En cela, le Zen, le Tao, et autres « arts de ne rien faire » et du vide plein de sens, y répondent « très bien ». Ces nouvelles tendances y portent des solutions novatrices : « arrêtez de courir après vos désirs, ne cherchez pas à plaire aux autres, recentrez-vous sur vos projets essentiels ». Elles proposent les portes de sortie d’une surconsommation effrénée – tout en restant dans la consommation – une autre consommation, parce que nous sommes obligés de consommer : de manger, de nous loger, nous éduquer, etc.
D’où un certain succès actuel en occident.
– La simplicité : notre révolution domestique underground
Avec les mouvements de « simplicité », nous tenons-là un regard qui nous légitime pour « sortir de la course ». Tout en créant une société non plus basée sur des valeurs de consommation et de celui qui vend le mieux – le plus – le plus cher – le plus vite, mais celui qui réalise un produit qui a une réelle valeur ajoutée pour ceux qui en profitent et dans une optique « éthique » de l’évolution de notre société.
Pour nous le livre de Perec ne trouve plus son écho dans la rébellion de Mai 68, où le temps de la sagesse et de la prudence sont remis en cause ; mais il trouve son écho dans le Zen, le rangement, le minimalisme, l’épuré, qui est plutôt une autre forme de sagesse et de prudence à laquelle nous devons tout autant rester vigilent et critique.
La révolte actuelle des choses se fait joue plus dans les rues, comme celle de mai 68, mais dans nos maisons et aussi dans les magasins, marchés, ventes de seconde main, internet.
Ainsi vos actes – tous vos actes, même s’ils paraissent solitaires, sont des actes forts qui participent d’un même mouvement et d’une rébellion constructive : celui de mieux consommer.

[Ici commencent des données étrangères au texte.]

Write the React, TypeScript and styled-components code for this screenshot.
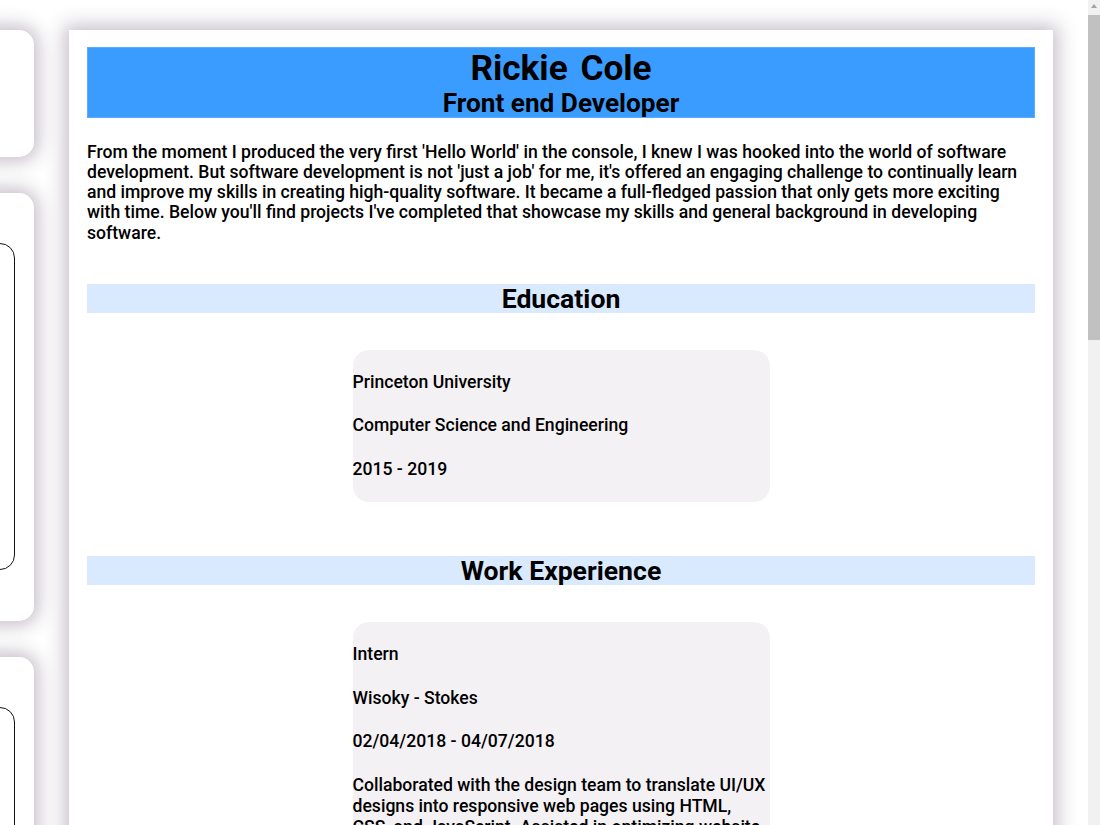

Ce sont vos actions pour sortir du déterminisme des choses, et prendre votre liberté en main.
Peu importe ce que nous entreprenons, restons à l’écoute de nous-même, de notre génération, de l’histoire, car chacun construit le monde pour les suivant en répondant à la génération précédente. Donc essayons de rester conscient de ce que nous faisons car nous créons « notre temps ». Tout particulièrement ceux que l’on dit être dans « la force de l’âge », la « force de travail », vous avez la force de créer notre monde.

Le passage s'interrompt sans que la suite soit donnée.